2. Workplace Democracy
Some unions have been discussing models of workplace reform for years. Others have taken this one step further, with an aim to democratising economics itself, via the production process. Others have more cautiously promoted new structures for "social dialogue". More and more, unions are being required by their members to broaden the agenda beyond pay bargaining. But is engaging with employers over issues such as workplace culture, organisational reform and sectoral restructuring some kind of collaboration (in the negative sense of the word)? In the 1990s words like "partnership" and "labor-management co-operation" were at the centre of long and fruitless debates. While this went on, studies continued to show that working people want a strong and independent collective voice in the workplace.

This coincides with changes in production that also make this necessary -- changes that require management to engage the intelligence (not just the time and muscle) of their workforce. Should unions ignore this? Or should they actively engage in the role? Difficult questions regarding the aspirations and goals of unionism have been raised in the course of all this. But for working people themselves the answer continues to be straightforward: we want more influence. Studies have shown that this does not mean "sweetheart deals", nor finely worded but toothless consultation clauses. In fact, partnership agreements and boardroom invitations seem to have amounted to very little except in the cases where they helped to foster workplace democracy. (In some cases they clearly worked against it). Unions who saw this, and who acted upon it strategically, have started to buzz. In pressing for workplace democracy, they are issuing a fundamental challenge to the master- servant relationship. In such unions workplace reps are actively involved in setting agendas, rather than just responding to them. Members' involvement has also become more creative. Union membership figures reflect this. Workplace democracy is worth organizing for.

3. Internationalism
The world's 'labor market has been effectively globalised, along with finance and trade. Ironically, the workforce has not been granted the same rights. Can wage levels be maintained when the effective labour pool has swelled by the joint populations of China, Russia, and India (among others)? What use is shop floor militancy if it simply drives production offshore? If we get a pay rise here, do we offer a competitive advantage to companies there (ie in companies that pay their workers less)? Unions are engaging globally to answer these questions. A new world federation was formed in 2006. The world's first multinational union is in development. Social networking tools are allowing workers to launch campaigns across borders. Needs-driven "global alliances" are coming together and working around selected projects. Unions are learning to negotiate international framework agreements, ethical guidelines, and/or global codes of conduct. More importantly, some unions are learning how to enforce them.

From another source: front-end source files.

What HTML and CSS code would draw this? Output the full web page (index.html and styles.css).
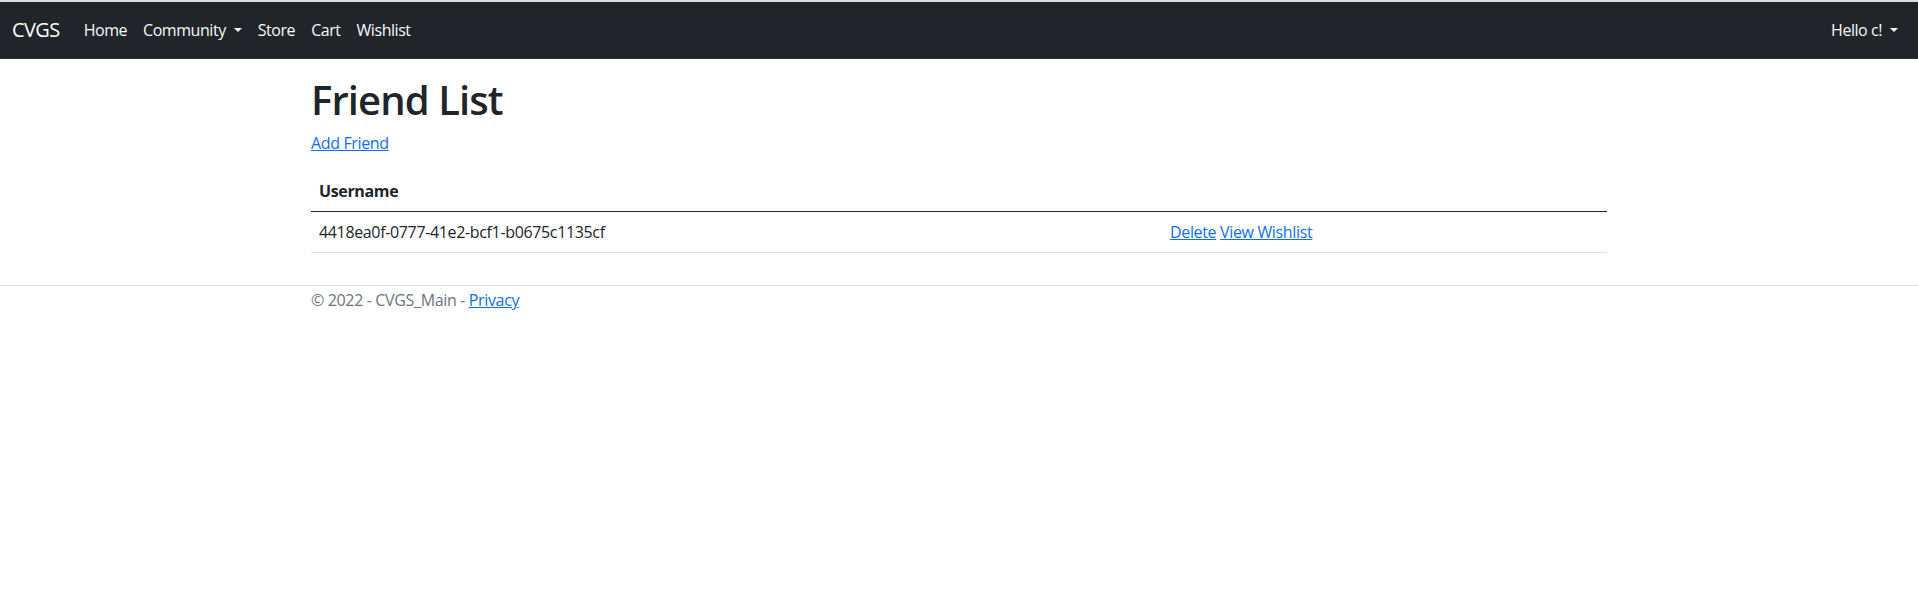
FILE: index.html
```html
<!DOCTYPE html>
<html lang="en">
<head>
<meta charset="utf-8">
<title>Friend List - CVGS_Main</title>
<link rel="stylesheet" href="styles.css">
</head>
<body>
<div class="topstrip"></div>
<header>
  <nav class="navbar">
    <div class="nav-fluid">
      <a class="brand" href="#">CVGS</a>
      <ul class="nav-list">
        <li><a class="nav-link" href="#">Home</a></li>
        <li><a class="nav-link dropdown-toggle" href="#">Community</a></li>
        <li><a class="nav-link" href="#">Store</a></li>
        <li><a class="nav-link" href="#">Cart</a></li>
        <li><a class="nav-link" href="#">Wishlist</a></li>
      </ul>
      <ul class="nav-list nav-right">
        <li><a class="nav-link dropdown-toggle" href="#">Hello c!</a></li>
      </ul>
    </div>
  </nav>
</header>
<div class="container">
  <main class="main">
    <h1 class="title">Friend List</h1>
    <p class="para"><a class="link" href="#">Add Friend</a></p>
    <table class="table">
      <thead>
        <tr>
          <th class="col-user">Username</th>
          <th></th>
        </tr>
      </thead>
      <tbody>
        <tr>
          <td>4418ea0f-0777-41e2-bcf1-b0675c1135cf</td>
          <td><a class="link" href="#">Delete</a> <a class="link" href="#">View Wishlist</a></td>
        </tr>
      </tbody>
    </table>
  </main>
</div>
<footer class="footer">
  <div class="container">
    &copy; 2022 - CVGS_Main - <a class="link" href="#">Privacy</a>
  </div>
</footer>
</body>
</html>
```
FILE: styles.css
```css
*, *::before, *::after { box-sizing: border-box; }
html, body { margin: 0; padding: 0; }
body {
  font-family: "Segoe UI", "Open Sans", "Noto Sans", sans-serif;
  font-size: 16px;
  line-height: 1.5;
  letter-spacing: -0.35px;
  color: #212529;
  background: #fff;
}
.topstrip { height: 2px; background: #dcdcdc; }
.navbar {
  background: #212529;
  border-bottom: 1px solid #2b3035;
  padding: 8px 0;
  margin-bottom: 16px;
}
.nav-fluid {
  display: flex;
  align-items: center;
  padding: 0 12px;
}
.brand {
  color: #fff;
  font-size: 20px;
  line-height: 30px;
  padding: 5px 0;
  margin-right: 16px;
  letter-spacing: -0.6px;
  text-decoration: none;
}
.nav-list {
  display: flex;
  list-style: none;
  margin: 0;
  padding: 0;
}
.nav-right { margin-left: auto; }
.nav-link {
  display: block;
  padding: 8px;
  color: #f8f9fa;
  letter-spacing: -0.45px;
  text-decoration: none;
}
.dropdown-toggle::after {
  content: "";
  display: inline-block;
  margin-left: 8px;
  vertical-align: 4px;
  border-top: 4.5px solid;
  border-right: 4.5px solid transparent;
  border-left: 4.5px solid transparent;
  border-bottom: 0;
}
.container {
  max-width: 1320px;
  margin: 0 auto;
  padding: 0 12px;
}
.main { padding-bottom: 16px; }
.title {
  margin: 0 0 7px;
  padding-top: 1px;
  font-size: 40px;
  font-weight: 600;
  line-height: 1.2;
  letter-spacing: -0.9px;
}
.para { margin: 0 0 16px; }
.link { color: #0d6efd; text-decoration: underline; }
.table {
  width: 100%;
  border-collapse: collapse;
  margin-bottom: 16px;
  color: #212529;
}
.table th, .table td {
  padding: 8px;
  text-align: left;
  vertical-align: bottom;
  border-bottom: 1px solid #dee2e6;
}
.table th { font-weight: 700; }
.table thead th { border-bottom: 1px solid #212529; }
.table td { vertical-align: top; }
.col-user { width: 851px; }
.footer {
  border-top: 1px solid #dee2e6;
  color: #6c757d;
  line-height: 28px;
  white-space: nowrap;
}
```
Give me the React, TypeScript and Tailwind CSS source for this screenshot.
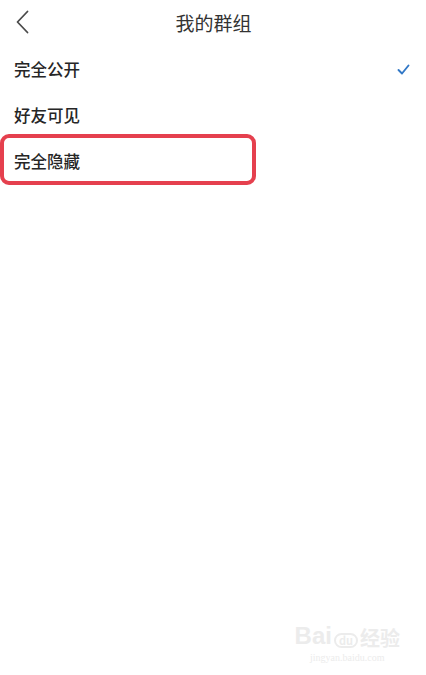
const FONT = { fontFamily: '"Noto Sans CJK SC", "Noto Sans", sans-serif' };

const ROWS = ["完全公开", "好友可见", "完全隐藏"];

export default function App() {
  return (
    <div className="relative h-[675px] w-[426px] overflow-hidden bg-white text-[#2b2b2b]" style={FONT}>
      <header className="relative flex h-[46px] items-center justify-center">
        <svg className="absolute left-[15px] top-[10px]" width="15" height="24" viewBox="0 0 15 24" fill="none">
          <path d="M12.5 1.5 L2.5 12 L12.5 22.5" stroke="#4a4a4a" strokeWidth="1.8" strokeLinecap="round" strokeLinejoin="round" />
        </svg>
        <h1 className="pl-[1px] text-[19px] font-normal text-[#333]">我的群组</h1>
      </header>

      <ul>
        {ROWS.map((label, i) => (
          <li key={label} className="relative flex h-[46px] items-center justify-between pl-[14px] pr-[16px]">
            <span className="text-[16.5px] font-medium text-[#262626]">{label}</span>
            {i === 0 && (
              <svg width="13" height="11" viewBox="0 0 13 11" fill="none">
                <path d="M1.5 6 L5 9.5 L11.5 1.5" stroke="#3278c6" strokeWidth="1.9" strokeLinecap="round" strokeLinejoin="round" />
              </svg>
            )}
            {i === 2 && (
              <div className="absolute -top-[4px] left-0 h-[51px] w-[256px] rounded-[9px] border-[4px] border-[#e5404e]" />
            )}
          </li>
        ))}
      </ul>

      <div className="absolute bottom-[10px] right-[26px] flex flex-col items-center text-[#ececec]">
        <div className="flex items-end gap-[2px] leading-none">
          <span className="text-[24px] font-bold" style={{ fontFamily: '"Liberation Sans", sans-serif' }}>Bai</span>
          <span className="rounded-full border-2 border-[#ececec] px-[3px] text-[11px] font-bold">du</span>
          <span className="text-[20px] font-bold">经验</span>
        </div>
        <span className="mt-[2px] text-[10px]" style={{ fontFamily: '"Liberation Serif", serif' }}>jingyan.baidu.com</span>
      </div>
    </div>
  );
}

Much of this corresponds with the principles set out above, but how many working people are actively engaged in the process? How many are even aware that they are part of the "ITUC" - an organisation that can legitimately claim to represent 168 million workers in more than 150 countries? Such organisations need and deserve our support, but how? Let's try and answer these questions collectively! That, in a nutshell, is what New Unionism is about. And that, in a nutshell, is why we would like you to join.

4. Creative thinking
It is the creative combination of organizing and workplace democracy that leads activists in the direction of new unionism. However, in reasserting themselves as a creative social force, unions face major obstacles. The influence of the 1920s split and the Cold War still linger, with the direction of unionism (particularly in developing countries) still often skewed by historical factors. Many of our divisions are the product of conflicts that have long since ended. Unfortunately, rifts do not mend so easily. Unions in many countries also face problems linked to hostile legislation and government repression. How creative can unionists be in a country like Colombia, for example, where even the most basic organizing can lead to workers being murdered with impunity?

Despite all this, many of unionism's difficulties can be generalised, and creative thinking can be applied in almost any context.

As suggested in the model at left, too much emphasis on engagement alone (as in the quadrant A) does not lead to Workplace Democracy. Generally, it leads to the union being co-opted. One finds words like "cosying up" or "selling out" being bandied about by sour members. Deals appear for ratification from behind closed doors. Conditions are eroded; members feel alienated and betrayed by their union.

Too much emphasis on organizing alone (as in C above) produces a shallow, angry unionism, where members do little more than react to the employer agendas. The union feels that its role is to maintain this aggression, and internal communications centre around tales of employer abuses and tricks.

Too little of both (ie B above) is the worst position of all. Members wonder why they bothered joining, as the union never does anything. New staff don't join, and management doesn't bother listening to the union reps. I mean, why would they?

And D? These are the stories we want to tell you about. Elections for workplace reps (aka delegates, shop stewards) are actively contested. Workers develop skills and swap tasks in line with their interests and abilities. Workplace culture is tabled as a matter for negotiation. Health and safety reps look for bullying, stress and or depression, as well as "blood on the factory floor". The employer understands that workers have a dynamic, independent agenda. Willingly or not, they learn to accept this and listen. Membership rises and productivity increases. The organisation succeeds (there is a huge weight of evidence to support this) in the way its competition does not.

Whether this process might best be described as evolution or revolution is a question for another day. And frankly, that day has passed.